Symonds finds some form on grade scene
Things might be starting to look a bit brighter for Andrew Symonds after his eventful but unproductive season. Symonds, who last week was suspended from the South Africa tour due to his off-field problems, returned to form in Brisbane grade cricket with 137 off 111 for his club side Gold Coast.
While the standard is quite a few steps below international quality, it was easily Symonds' biggest score of the Australian summer and showed he had overcome knee surgery following the Melbourne Test. He will play for Queensland over the next week, but will be unavailable for Australian selection until at least the end of the domestic season.
However, Symonds' break may be timely if it means he is available for all of the second season of the Indian Premier League. Australia have a one-day series against Pakistan in April, but if Symonds is not chosen for that engagement he will be free to receive his full US$1.35m payment from the Deccan Chargers.
"If he is not picked in the Australian team, I would like to see him here for the whole tournament. That would be great," Lalit Modi said in the Sunday Mail. "He would be a wonderful asset.

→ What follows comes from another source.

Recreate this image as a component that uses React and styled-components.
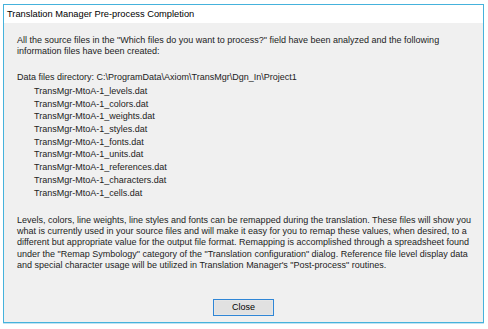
import React from "react";
import styled, { createGlobalStyle } from "styled-components";

const GlobalStyle = createGlobalStyle`
  html, body {
    margin: 0;
    padding: 0;
    background: #ffffff;
  }
  body {
    font-family: "Liberation Sans", Arial, sans-serif;
  }
`;

const files = [
  "levels",
  "colors",
  "weights",
  "styles",
  "fonts",
  "units",
  "references",
  "characters",
  "cells",
];

export default function App() {
  return (
    <>
      <GlobalStyle />
      <Page>
        <Window>
          <TitleBar>Translation Manager Pre-process Completion</TitleBar>
          <Content>
            <Text>
              All the source files in the "Which files do you want to process?" field have been analyzed and the following
              <br />
              information files have been created:
            </Text>
            <Directory>
              Data files directory: {"C:\\ProgramData\\Axiom\\TransMgr\\Dgn_In\\Project1"}
            </Directory>
            <FileList>
              {files.map((f) => (
                <FileItem key={f}>TransMgr-MtoA-1_{f}.dat</FileItem>
              ))}
            </FileList>
            <Notes>
              Levels, colors, line weights, line styles and fonts can be remapped during the translation. These files will show you
              <br />
              what is currently used in your source files and will make it easy for you to remap these values, when desired, to a
              <br />
              different but appropriate value for the output file format. Remapping is accomplished through a spreadsheet found
              <br />
              under the "Remap Symbology" category of the "Translation configuration" dialog. Reference file level display data
              <br />
              and special character usage will be utilized in Translation Manager's "Post-process" routines.
            </Notes>
            <Footer>
              <Button>Close</Button>
            </Footer>
          </Content>
        </Window>
      </Page>
    </>
  );
}

const Page = styled.div`
  width: 488px;
  height: 329px;
  box-sizing: border-box;
  padding: 4px 0 0 3px;
`;

const Window = styled.div`
  width: 481px;
  height: 319px;
  box-sizing: border-box;
  border: 1px solid #45b2dc;
  box-shadow: 0 1px 0 #bfe4f2;
  display: flex;
  flex-direction: column;
`;

const TitleBar = styled.div`
  height: 18px;
  line-height: 18px;
  padding-left: 3px;
  background: #ffffff;
  color: #000;
  font-size: 9.3px;
  white-space: nowrap;
`;

const Content = styled.div`
  flex: 1;
  background: #f0f0f0;
  padding: 12px 0 0 13px;
  display: flex;
  flex-direction: column;
  font-size: 9px;
  line-height: 11.3px;
  color: #1c1c1c;
  white-space: nowrap;
`;

const Text = styled.div``;

const Directory = styled.div`
  margin-top: 14.6px;
  line-height: 11.3px;
`;

const FileList = styled.div`
  display: flex;
  flex-direction: column;
  padding-left: 17px;
  margin-top: 1.4px;
`;

const FileItem = styled.div`
  line-height: 12.7px;
`;

const Notes = styled.div`
  margin-top: 15.7px;
`;

const Footer = styled.div`
  display: flex;
  justify-content: center;
  margin-top: 27.4px;
  padding-right: 13px;
`;

const Button = styled.button`
  width: 61px;
  height: 17px;
  box-sizing: border-box;
  padding: 0;
  border: 1px solid #2f86d6;
  background: #e1e1e1;
  box-shadow: inset 0 0 0 1px #e6e6e6;
  font-family: "Liberation Sans", Arial, sans-serif;
  font-size: 9px;
  color: #000;
`;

"If there was a ban on him by the ICC, that is one thing, but he has not made any derogatory comments or done anything wrong as far as the IPL is concerned. He is a contracted player to the Deccan Chargers and I see no reason why he shouldn't be able to play."
Symonds would not be stopped from going to the IPL if he was not part of the national set-up. "We have our first claim over their time, part of the governance that the IPL accepts," the Cricket Australia spokesman Peter Young said. "But if they are not playing for us and choose to go to the IPL, that is their business, so long as they report back fresh for Australia."
Symonds has been involved in a handful of incidents this season, starting with his ban for going fishing instead of staying with the team in Darwin. His latest indiscretion came during a radio interview when he abused Brendon McCullum and was later fined A$4000. There are also reports he has suffered heavy losses during the financial crisis.